REQUIRED WORK:
Copy out the material below in full, but not its images.
....
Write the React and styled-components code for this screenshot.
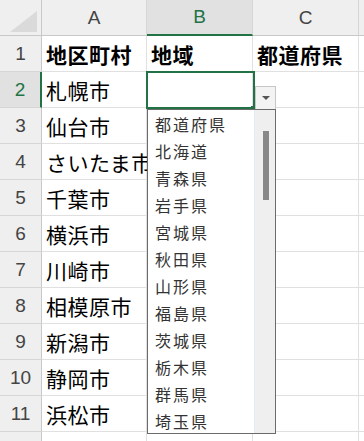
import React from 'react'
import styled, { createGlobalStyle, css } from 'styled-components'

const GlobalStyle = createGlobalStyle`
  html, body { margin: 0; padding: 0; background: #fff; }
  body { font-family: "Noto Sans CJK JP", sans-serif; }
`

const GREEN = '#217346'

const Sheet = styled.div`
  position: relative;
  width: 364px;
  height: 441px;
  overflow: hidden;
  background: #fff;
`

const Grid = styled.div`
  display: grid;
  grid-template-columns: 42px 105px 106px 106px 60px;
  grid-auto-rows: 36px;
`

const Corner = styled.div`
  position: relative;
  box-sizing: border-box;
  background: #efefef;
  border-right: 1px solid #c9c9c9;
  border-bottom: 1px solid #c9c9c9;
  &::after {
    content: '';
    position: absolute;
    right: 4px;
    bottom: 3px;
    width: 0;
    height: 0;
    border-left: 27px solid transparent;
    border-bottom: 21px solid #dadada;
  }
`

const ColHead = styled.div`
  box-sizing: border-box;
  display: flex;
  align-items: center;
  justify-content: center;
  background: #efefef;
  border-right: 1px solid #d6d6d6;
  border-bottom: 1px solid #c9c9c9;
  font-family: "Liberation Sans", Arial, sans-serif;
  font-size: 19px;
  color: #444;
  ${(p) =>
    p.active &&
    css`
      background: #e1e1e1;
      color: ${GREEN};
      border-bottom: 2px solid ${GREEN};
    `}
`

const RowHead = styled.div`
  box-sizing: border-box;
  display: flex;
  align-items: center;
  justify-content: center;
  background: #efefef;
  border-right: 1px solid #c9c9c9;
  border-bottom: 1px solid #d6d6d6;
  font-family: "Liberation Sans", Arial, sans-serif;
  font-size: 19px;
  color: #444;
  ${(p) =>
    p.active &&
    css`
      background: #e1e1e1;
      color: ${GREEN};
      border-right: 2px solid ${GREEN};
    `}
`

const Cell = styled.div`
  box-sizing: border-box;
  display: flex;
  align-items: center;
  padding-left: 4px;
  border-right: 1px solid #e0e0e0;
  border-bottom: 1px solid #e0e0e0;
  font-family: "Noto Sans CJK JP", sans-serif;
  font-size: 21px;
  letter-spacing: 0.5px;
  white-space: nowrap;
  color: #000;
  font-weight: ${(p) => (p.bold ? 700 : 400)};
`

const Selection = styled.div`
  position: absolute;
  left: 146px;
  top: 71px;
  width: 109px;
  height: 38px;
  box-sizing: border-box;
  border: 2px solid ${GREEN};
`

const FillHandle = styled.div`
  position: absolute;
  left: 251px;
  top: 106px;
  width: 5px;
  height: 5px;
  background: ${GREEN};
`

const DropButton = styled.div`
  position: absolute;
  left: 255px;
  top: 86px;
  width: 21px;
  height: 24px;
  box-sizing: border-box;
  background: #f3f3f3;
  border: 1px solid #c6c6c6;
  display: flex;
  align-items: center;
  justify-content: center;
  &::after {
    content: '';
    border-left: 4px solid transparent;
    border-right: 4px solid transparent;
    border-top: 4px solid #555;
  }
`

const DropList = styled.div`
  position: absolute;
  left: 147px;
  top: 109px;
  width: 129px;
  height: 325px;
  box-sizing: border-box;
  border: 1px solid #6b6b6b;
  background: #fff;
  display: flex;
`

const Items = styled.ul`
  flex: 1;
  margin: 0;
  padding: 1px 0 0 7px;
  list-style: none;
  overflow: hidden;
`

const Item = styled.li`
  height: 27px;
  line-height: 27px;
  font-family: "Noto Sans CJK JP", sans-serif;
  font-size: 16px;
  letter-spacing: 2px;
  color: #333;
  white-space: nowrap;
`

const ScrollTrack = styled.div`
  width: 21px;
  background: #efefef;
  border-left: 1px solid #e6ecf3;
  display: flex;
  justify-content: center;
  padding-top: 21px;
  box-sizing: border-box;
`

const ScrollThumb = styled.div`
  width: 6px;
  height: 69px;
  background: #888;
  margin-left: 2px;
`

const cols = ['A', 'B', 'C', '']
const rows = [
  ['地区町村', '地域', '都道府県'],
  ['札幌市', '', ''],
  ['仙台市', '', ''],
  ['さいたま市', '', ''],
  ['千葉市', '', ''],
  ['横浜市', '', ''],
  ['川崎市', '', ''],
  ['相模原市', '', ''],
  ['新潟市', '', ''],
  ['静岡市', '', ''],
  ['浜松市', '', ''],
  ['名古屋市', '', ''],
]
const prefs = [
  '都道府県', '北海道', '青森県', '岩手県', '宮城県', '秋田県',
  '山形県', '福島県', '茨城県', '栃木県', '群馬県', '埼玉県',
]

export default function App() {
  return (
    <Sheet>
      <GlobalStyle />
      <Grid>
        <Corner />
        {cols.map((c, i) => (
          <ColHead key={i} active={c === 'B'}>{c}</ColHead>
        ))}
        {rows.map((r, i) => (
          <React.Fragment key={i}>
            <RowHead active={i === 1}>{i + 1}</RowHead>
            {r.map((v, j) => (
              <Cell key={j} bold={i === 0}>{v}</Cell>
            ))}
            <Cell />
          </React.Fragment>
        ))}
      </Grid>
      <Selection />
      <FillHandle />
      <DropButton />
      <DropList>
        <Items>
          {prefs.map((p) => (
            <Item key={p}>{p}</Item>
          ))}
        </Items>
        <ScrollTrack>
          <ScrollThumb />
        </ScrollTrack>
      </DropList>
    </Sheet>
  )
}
....
SOLUTION:
Write the React and styled-components code for this screenshot.
import React from 'react'
import styled, { createGlobalStyle, css } from 'styled-components'

const GlobalStyle = createGlobalStyle`
  html, body { margin: 0; padding: 0; background: #fff; }
  body { font-family: "Noto Sans CJK JP", sans-serif; }
`

const GREEN = '#217346'

const Sheet = styled.div`
  position: relative;
  width: 364px;
  height: 441px;
  overflow: hidden;
  background: #fff;
`

const Grid = styled.div`
  display: grid;
  grid-template-columns: 42px 105px 106px 106px 60px;
  grid-auto-rows: 36px;
`

const Corner = styled.div`
  position: relative;
  box-sizing: border-box;
  background: #efefef;
  border-right: 1px solid #c9c9c9;
  border-bottom: 1px solid #c9c9c9;
  &::after {
    content: '';
    position: absolute;
    right: 4px;
    bottom: 3px;
    width: 0;
    height: 0;
    border-left: 27px solid transparent;
    border-bottom: 21px solid #dadada;
  }
`

const ColHead = styled.div`
  box-sizing: border-box;
  display: flex;
  align-items: center;
  justify-content: center;
  background: #efefef;
  border-right: 1px solid #d6d6d6;
  border-bottom: 1px solid #c9c9c9;
  font-family: "Liberation Sans", Arial, sans-serif;
  font-size: 19px;
  color: #444;
  ${(p) =>
    p.active &&
    css`
      background: #e1e1e1;
      color: ${GREEN};
      border-bottom: 2px solid ${GREEN};
    `}
`

const RowHead = styled.div`
  box-sizing: border-box;
  display: flex;
  align-items: center;
  justify-content: center;
  background: #efefef;
  border-right: 1px solid #c9c9c9;
  border-bottom: 1px solid #d6d6d6;
  font-family: "Liberation Sans", Arial, sans-serif;
  font-size: 19px;
  color: #444;
  ${(p) =>
    p.active &&
    css`
      background: #e1e1e1;
      color: ${GREEN};
      border-right: 2px solid ${GREEN};
    `}
`

const Cell = styled.div`
  box-sizing: border-box;
  display: flex;
  align-items: center;
  padding-left: 4px;
  border-right: 1px solid #e0e0e0;
  border-bottom: 1px solid #e0e0e0;
  font-family: "Noto Sans CJK JP", sans-serif;
  font-size: 21px;
  letter-spacing: 0.5px;
  white-space: nowrap;
  color: #000;
  font-weight: ${(p) => (p.bold ? 700 : 400)};
`

const Selection = styled.div`
  position: absolute;
  left: 146px;
  top: 71px;
  width: 109px;
  height: 38px;
  box-sizing: border-box;
  border: 2px solid ${GREEN};
`

const FillHandle = styled.div`
  position: absolute;
  left: 251px;
  top: 106px;
  width: 5px;
  height: 5px;
  background: ${GREEN};
`

const DropButton = styled.div`
  position: absolute;
  left: 255px;
  top: 86px;
  width: 21px;
  height: 24px;
  box-sizing: border-box;
  background: #f3f3f3;
  border: 1px solid #c6c6c6;
  display: flex;
  align-items: center;
  justify-content: center;
  &::after {
    content: '';
    border-left: 4px solid transparent;
    border-right: 4px solid transparent;
    border-top: 4px solid #555;
  }
`

const DropList = styled.div`
  position: absolute;
  left: 147px;
  top: 109px;
  width: 129px;
  height: 325px;
  box-sizing: border-box;
  border: 1px solid #6b6b6b;
  background: #fff;
  display: flex;
`

const Items = styled.ul`
  flex: 1;
  margin: 0;
  padding: 1px 0 0 7px;
  list-style: none;
  overflow: hidden;
`

const Item = styled.li`
  height: 27px;
  line-height: 27px;
  font-family: "Noto Sans CJK JP", sans-serif;
  font-size: 16px;
  letter-spacing: 2px;
  color: #333;
  white-space: nowrap;
`

const ScrollTrack = styled.div`
  width: 21px;
  background: #efefef;
  border-left: 1px solid #e6ecf3;
  display: flex;
  justify-content: center;
  padding-top: 21px;
  box-sizing: border-box;
`

const ScrollThumb = styled.div`
  width: 6px;
  height: 69px;
  background: #888;
  margin-left: 2px;
`

const cols = ['A', 'B', 'C', '']
const rows = [
  ['地区町村', '地域', '都道府県'],
  ['札幌市', '', ''],
  ['仙台市', '', ''],
  ['さいたま市', '', ''],
  ['千葉市', '', ''],
  ['横浜市', '', ''],
  ['川崎市', '', ''],
  ['相模原市', '', ''],
  ['新潟市', '', ''],
  ['静岡市', '', ''],
  ['浜松市', '', ''],
  ['名古屋市', '', ''],
]
const prefs = [
  '都道府県', '北海道', '青森県', '岩手県', '宮城県', '秋田県',
  '山形県', '福島県', '茨城県', '栃木県', '群馬県', '埼玉県',
]

export default function App() {
  return (
    <Sheet>
      <GlobalStyle />
      <Grid>
        <Corner />
        {cols.map((c, i) => (
          <ColHead key={i} active={c === 'B'}>{c}</ColHead>
        ))}
        {rows.map((r, i) => (
          <React.Fragment key={i}>
            <RowHead active={i === 1}>{i + 1}</RowHead>
            {r.map((v, j) => (
              <Cell key={j} bold={i === 0}>{v}</Cell>
            ))}
            <Cell />
          </React.Fragment>
        ))}
      </Grid>
      <Selection />
      <FillHandle />
      <DropButton />
      <DropList>
        <Items>
          {prefs.map((p) => (
            <Item key={p}>{p}</Item>
          ))}
        </Items>
        <ScrollTrack>
          <ScrollThumb />
        </ScrollTrack>
      </DropList>
    </Sheet>
  )
}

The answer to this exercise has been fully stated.